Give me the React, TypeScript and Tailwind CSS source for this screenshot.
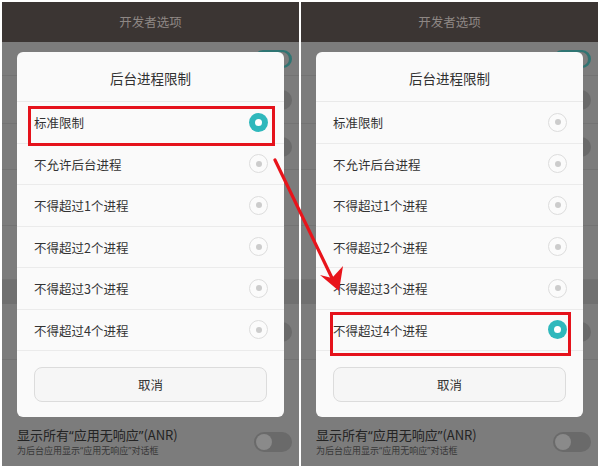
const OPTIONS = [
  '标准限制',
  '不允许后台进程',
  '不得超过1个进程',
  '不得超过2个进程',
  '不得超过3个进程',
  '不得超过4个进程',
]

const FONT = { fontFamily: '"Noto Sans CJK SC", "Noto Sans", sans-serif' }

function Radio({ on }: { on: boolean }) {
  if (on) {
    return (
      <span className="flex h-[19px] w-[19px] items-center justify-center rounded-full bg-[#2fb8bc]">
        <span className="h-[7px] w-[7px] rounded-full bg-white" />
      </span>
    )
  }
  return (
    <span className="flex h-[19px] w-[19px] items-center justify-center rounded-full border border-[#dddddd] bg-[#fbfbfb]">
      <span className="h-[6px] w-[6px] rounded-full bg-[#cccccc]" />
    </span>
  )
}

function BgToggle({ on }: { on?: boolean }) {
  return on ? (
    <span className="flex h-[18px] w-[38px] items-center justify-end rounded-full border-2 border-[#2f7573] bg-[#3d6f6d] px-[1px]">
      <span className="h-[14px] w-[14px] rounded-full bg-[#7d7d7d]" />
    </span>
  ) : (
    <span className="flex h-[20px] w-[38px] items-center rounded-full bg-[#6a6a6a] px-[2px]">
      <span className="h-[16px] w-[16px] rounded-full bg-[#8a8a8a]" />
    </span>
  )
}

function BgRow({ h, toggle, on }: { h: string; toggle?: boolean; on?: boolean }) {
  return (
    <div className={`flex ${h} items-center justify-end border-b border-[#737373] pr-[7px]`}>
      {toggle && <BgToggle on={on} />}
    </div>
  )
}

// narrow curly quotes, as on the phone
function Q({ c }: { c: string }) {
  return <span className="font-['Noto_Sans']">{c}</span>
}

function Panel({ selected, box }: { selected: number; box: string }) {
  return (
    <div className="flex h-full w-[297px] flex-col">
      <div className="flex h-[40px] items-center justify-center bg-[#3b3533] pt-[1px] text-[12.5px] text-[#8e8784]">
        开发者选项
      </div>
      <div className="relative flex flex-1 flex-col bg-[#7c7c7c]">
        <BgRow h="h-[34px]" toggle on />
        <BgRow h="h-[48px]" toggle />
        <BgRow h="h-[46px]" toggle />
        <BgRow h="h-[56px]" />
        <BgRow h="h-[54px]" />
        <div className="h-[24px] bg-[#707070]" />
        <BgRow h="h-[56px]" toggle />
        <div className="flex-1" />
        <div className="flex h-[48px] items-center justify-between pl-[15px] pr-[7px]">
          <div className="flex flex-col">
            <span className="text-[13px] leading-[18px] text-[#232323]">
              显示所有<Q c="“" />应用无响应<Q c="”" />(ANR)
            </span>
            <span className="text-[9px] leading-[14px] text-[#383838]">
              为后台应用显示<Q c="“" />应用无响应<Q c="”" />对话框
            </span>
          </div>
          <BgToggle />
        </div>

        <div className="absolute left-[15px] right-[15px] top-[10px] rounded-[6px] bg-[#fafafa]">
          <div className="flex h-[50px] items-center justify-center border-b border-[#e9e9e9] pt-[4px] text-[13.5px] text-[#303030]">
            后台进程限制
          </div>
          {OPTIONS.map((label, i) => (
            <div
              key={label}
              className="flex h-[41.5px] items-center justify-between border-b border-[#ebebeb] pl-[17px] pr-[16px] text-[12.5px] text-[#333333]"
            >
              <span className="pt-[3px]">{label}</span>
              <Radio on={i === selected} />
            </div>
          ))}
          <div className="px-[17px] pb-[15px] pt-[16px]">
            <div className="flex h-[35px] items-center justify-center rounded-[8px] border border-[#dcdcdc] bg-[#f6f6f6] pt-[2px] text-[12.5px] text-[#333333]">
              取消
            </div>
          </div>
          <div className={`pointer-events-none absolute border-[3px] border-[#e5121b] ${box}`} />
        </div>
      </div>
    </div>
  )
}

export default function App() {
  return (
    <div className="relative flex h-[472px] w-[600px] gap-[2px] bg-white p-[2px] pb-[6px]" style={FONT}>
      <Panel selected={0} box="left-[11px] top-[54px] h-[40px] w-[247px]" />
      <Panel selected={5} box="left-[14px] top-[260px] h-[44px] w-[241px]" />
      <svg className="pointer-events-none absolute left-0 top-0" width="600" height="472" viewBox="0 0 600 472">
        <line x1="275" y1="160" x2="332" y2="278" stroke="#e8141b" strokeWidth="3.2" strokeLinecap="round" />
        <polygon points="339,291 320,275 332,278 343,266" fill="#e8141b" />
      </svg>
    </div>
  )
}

+--

» **WORK TO COMPLETE**:
Go through the listing above and write it all out exactly, leaving out any picture.

» **RESULT BELOW**:
Give me the React, TypeScript and Tailwind CSS source for this screenshot.
const OPTIONS = [
  '标准限制',
  '不允许后台进程',
  '不得超过1个进程',
  '不得超过2个进程',
  '不得超过3个进程',
  '不得超过4个进程',
]

const FONT = { fontFamily: '"Noto Sans CJK SC", "Noto Sans", sans-serif' }

function Radio({ on }: { on: boolean }) {
  if (on) {
    return (
      <span className="flex h-[19px] w-[19px] items-center justify-center rounded-full bg-[#2fb8bc]">
        <span className="h-[7px] w-[7px] rounded-full bg-white" />
      </span>
    )
  }
  return (
    <span className="flex h-[19px] w-[19px] items-center justify-center rounded-full border border-[#dddddd] bg-[#fbfbfb]">
      <span className="h-[6px] w-[6px] rounded-full bg-[#cccccc]" />
    </span>
  )
}

function BgToggle({ on }: { on?: boolean }) {
  return on ? (
    <span className="flex h-[18px] w-[38px] items-center justify-end rounded-full border-2 border-[#2f7573] bg-[#3d6f6d] px-[1px]">
      <span className="h-[14px] w-[14px] rounded-full bg-[#7d7d7d]" />
    </span>
  ) : (
    <span className="flex h-[20px] w-[38px] items-center rounded-full bg-[#6a6a6a] px-[2px]">
      <span className="h-[16px] w-[16px] rounded-full bg-[#8a8a8a]" />
    </span>
  )
}

function BgRow({ h, toggle, on }: { h: string; toggle?: boolean; on?: boolean }) {
  return (
    <div className={`flex ${h} items-center justify-end border-b border-[#737373] pr-[7px]`}>
      {toggle && <BgToggle on={on} />}
    </div>
  )
}

// narrow curly quotes, as on the phone
function Q({ c }: { c: string }) {
  return <span className="font-['Noto_Sans']">{c}</span>
}

function Panel({ selected, box }: { selected: number; box: string }) {
  return (
    <div className="flex h-full w-[297px] flex-col">
      <div className="flex h-[40px] items-center justify-center bg-[#3b3533] pt-[1px] text-[12.5px] text-[#8e8784]">
        开发者选项
      </div>
      <div className="relative flex flex-1 flex-col bg-[#7c7c7c]">
        <BgRow h="h-[34px]" toggle on />
        <BgRow h="h-[48px]" toggle />
        <BgRow h="h-[46px]" toggle />
        <BgRow h="h-[56px]" />
        <BgRow h="h-[54px]" />
        <div className="h-[24px] bg-[#707070]" />
        <BgRow h="h-[56px]" toggle />
        <div className="flex-1" />
        <div className="flex h-[48px] items-center justify-between pl-[15px] pr-[7px]">
          <div className="flex flex-col">
            <span className="text-[13px] leading-[18px] text-[#232323]">
              显示所有<Q c="“" />应用无响应<Q c="”" />(ANR)
            </span>
            <span className="text-[9px] leading-[14px] text-[#383838]">
              为后台应用显示<Q c="“" />应用无响应<Q c="”" />对话框
            </span>
          </div>
          <BgToggle />
        </div>

        <div className="absolute left-[15px] right-[15px] top-[10px] rounded-[6px] bg-[#fafafa]">
          <div className="flex h-[50px] items-center justify-center border-b border-[#e9e9e9] pt-[4px] text-[13.5px] text-[#303030]">
            后台进程限制
          </div>
          {OPTIONS.map((label, i) => (
            <div
              key={label}
              className="flex h-[41.5px] items-center justify-between border-b border-[#ebebeb] pl-[17px] pr-[16px] text-[12.5px] text-[#333333]"
            >
              <span className="pt-[3px]">{label}</span>
              <Radio on={i === selected} />
            </div>
          ))}
          <div className="px-[17px] pb-[15px] pt-[16px]">
            <div className="flex h-[35px] items-center justify-center rounded-[8px] border border-[#dcdcdc] bg-[#f6f6f6] pt-[2px] text-[12.5px] text-[#333333]">
              取消
            </div>
          </div>
          <div className={`pointer-events-none absolute border-[3px] border-[#e5121b] ${box}`} />
        </div>
      </div>
    </div>
  )
}

export default function App() {
  return (
    <div className="relative flex h-[472px] w-[600px] gap-[2px] bg-white p-[2px] pb-[6px]" style={FONT}>
      <Panel selected={0} box="left-[11px] top-[54px] h-[40px] w-[247px]" />
      <Panel selected={5} box="left-[14px] top-[260px] h-[44px] w-[241px]" />
      <svg className="pointer-events-none absolute left-0 top-0" width="600" height="472" viewBox="0 0 600 472">
        <line x1="275" y1="160" x2="332" y2="278" stroke="#e8141b" strokeWidth="3.2" strokeLinecap="round" />
        <polygon points="339,291 320,275 332,278 343,266" fill="#e8141b" />
      </svg>
    </div>
  )
}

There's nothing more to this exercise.